__Stated problem__.
Return each line of the listing that contains the string "this".

__Provided data__.
►

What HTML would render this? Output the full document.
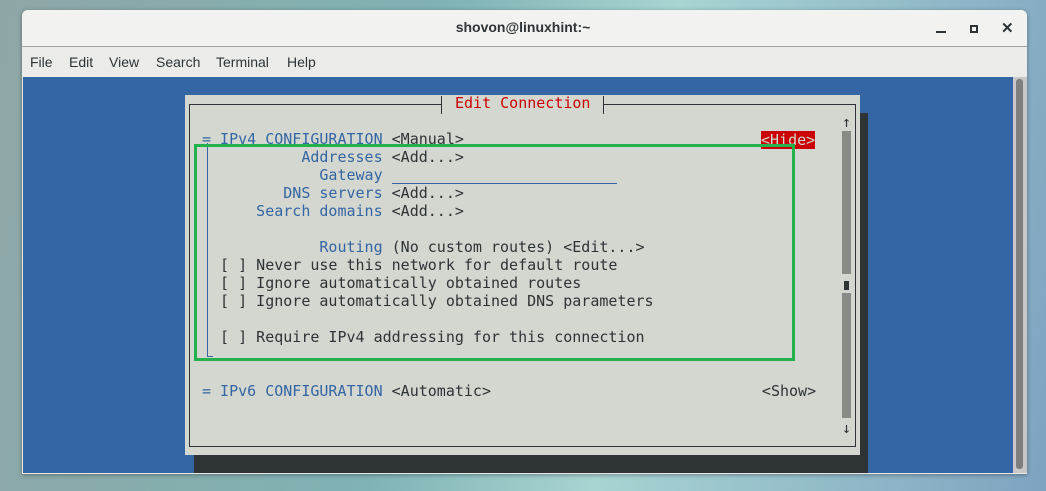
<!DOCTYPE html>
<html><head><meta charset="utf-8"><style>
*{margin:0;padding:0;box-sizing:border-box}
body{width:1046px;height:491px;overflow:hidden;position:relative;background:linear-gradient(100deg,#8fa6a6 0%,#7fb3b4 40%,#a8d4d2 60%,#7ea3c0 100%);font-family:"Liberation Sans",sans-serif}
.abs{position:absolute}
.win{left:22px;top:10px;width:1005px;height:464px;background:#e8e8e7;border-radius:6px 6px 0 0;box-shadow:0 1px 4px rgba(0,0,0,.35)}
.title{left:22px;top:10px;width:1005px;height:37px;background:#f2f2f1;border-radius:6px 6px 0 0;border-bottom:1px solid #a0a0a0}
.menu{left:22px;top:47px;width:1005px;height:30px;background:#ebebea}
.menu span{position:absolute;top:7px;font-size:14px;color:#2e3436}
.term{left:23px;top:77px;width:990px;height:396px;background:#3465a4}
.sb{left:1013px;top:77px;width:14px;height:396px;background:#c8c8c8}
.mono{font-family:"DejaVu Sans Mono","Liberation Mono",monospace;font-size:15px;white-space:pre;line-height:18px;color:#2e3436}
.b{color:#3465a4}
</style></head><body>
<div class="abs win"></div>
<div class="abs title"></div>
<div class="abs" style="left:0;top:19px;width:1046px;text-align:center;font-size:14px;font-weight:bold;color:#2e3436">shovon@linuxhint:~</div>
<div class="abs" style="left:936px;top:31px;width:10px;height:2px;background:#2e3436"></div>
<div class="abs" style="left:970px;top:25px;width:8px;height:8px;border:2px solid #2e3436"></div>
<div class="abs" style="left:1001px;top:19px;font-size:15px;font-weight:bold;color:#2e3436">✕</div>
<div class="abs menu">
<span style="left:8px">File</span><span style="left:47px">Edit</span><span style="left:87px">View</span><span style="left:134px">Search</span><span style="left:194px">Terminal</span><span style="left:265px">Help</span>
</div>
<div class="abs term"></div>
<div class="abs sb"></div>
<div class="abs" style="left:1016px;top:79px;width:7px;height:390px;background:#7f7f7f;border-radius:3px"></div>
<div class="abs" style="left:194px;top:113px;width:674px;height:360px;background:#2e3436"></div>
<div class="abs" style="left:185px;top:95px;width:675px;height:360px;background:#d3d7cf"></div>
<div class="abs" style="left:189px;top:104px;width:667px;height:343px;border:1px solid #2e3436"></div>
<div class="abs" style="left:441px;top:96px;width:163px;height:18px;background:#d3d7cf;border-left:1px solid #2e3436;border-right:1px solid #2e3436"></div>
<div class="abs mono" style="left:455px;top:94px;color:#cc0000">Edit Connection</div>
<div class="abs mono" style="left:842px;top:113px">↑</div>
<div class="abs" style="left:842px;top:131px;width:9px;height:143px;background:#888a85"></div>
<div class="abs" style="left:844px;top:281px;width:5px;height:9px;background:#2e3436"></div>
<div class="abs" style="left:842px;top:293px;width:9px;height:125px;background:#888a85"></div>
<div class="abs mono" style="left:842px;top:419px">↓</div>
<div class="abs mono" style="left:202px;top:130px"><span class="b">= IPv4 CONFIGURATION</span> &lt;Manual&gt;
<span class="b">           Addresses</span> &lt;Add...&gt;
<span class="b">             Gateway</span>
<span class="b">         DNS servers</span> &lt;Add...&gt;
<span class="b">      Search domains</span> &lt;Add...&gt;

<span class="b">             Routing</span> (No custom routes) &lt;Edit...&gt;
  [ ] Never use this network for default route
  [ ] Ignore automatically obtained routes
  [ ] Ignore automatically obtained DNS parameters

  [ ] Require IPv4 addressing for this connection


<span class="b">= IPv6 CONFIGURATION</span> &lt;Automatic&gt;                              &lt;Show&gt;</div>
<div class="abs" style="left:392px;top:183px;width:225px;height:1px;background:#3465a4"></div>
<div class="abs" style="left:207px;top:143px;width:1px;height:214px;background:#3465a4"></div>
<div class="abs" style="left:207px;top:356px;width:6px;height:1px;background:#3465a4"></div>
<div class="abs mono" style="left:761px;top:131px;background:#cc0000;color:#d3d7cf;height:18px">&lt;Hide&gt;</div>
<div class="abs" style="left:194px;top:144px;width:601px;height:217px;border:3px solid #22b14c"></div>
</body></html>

◄

__Task result__.
What HTML would render this? Output the full document.
  [ ] Never use this network for default route
  [ ] Require IPv4 addressing for this connection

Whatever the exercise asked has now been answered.